start Dataset section

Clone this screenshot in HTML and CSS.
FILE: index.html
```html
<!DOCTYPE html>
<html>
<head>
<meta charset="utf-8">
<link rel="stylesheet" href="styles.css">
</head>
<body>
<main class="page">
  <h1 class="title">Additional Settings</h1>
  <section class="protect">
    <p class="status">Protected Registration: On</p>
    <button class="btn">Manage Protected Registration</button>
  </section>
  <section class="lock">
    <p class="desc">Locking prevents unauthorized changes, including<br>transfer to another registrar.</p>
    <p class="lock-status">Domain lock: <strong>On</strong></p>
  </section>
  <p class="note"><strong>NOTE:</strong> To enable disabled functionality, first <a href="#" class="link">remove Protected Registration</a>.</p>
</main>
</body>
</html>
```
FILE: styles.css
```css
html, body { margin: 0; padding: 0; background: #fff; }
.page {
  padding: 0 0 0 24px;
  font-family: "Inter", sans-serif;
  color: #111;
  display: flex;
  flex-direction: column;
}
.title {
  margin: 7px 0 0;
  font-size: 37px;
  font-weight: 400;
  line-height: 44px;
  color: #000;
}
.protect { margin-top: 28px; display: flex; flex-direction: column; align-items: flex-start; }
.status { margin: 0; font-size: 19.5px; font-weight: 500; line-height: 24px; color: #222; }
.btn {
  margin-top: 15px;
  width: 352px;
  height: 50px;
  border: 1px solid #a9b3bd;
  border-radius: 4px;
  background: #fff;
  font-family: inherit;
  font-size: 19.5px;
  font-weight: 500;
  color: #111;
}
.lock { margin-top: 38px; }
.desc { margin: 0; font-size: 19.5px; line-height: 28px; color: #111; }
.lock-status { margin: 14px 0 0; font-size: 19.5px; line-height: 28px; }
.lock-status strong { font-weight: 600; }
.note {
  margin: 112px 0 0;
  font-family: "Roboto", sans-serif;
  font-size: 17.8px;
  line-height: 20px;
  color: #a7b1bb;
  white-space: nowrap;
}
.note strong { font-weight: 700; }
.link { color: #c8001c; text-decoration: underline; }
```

end Dataset section

Transcribe the material exactly as it reads.

> _Solution to this problem_:
Clone this screenshot in HTML and CSS.
FILE: index.html
```html
<!DOCTYPE html>
<html>
<head>
<meta charset="utf-8">
<link rel="stylesheet" href="styles.css">
</head>
<body>
<main class="page">
  <h1 class="title">Additional Settings</h1>
  <section class="protect">
    <p class="status">Protected Registration: On</p>
    <button class="btn">Manage Protected Registration</button>
  </section>
  <section class="lock">
    <p class="desc">Locking prevents unauthorized changes, including<br>transfer to another registrar.</p>
    <p class="lock-status">Domain lock: <strong>On</strong></p>
  </section>
  <p class="note"><strong>NOTE:</strong> To enable disabled functionality, first <a href="#" class="link">remove Protected Registration</a>.</p>
</main>
</body>
</html>
```
FILE: styles.css
```css
html, body { margin: 0; padding: 0; background: #fff; }
.page {
  padding: 0 0 0 24px;
  font-family: "Inter", sans-serif;
  color: #111;
  display: flex;
  flex-direction: column;
}
.title {
  margin: 7px 0 0;
  font-size: 37px;
  font-weight: 400;
  line-height: 44px;
  color: #000;
}
.protect { margin-top: 28px; display: flex; flex-direction: column; align-items: flex-start; }
.status { margin: 0; font-size: 19.5px; font-weight: 500; line-height: 24px; color: #222; }
.btn {
  margin-top: 15px;
  width: 352px;
  height: 50px;
  border: 1px solid #a9b3bd;
  border-radius: 4px;
  background: #fff;
  font-family: inherit;
  font-size: 19.5px;
  font-weight: 500;
  color: #111;
}
.lock { margin-top: 38px; }
.desc { margin: 0; font-size: 19.5px; line-height: 28px; color: #111; }
.lock-status { margin: 14px 0 0; font-size: 19.5px; line-height: 28px; }
.lock-status strong { font-weight: 600; }
.note {
  margin: 112px 0 0;
  font-family: "Roboto", sans-serif;
  font-size: 17.8px;
  line-height: 20px;
  color: #a7b1bb;
  white-space: nowrap;
}
.note strong { font-weight: 700; }
.link { color: #c8001c; text-decoration: underline; }
```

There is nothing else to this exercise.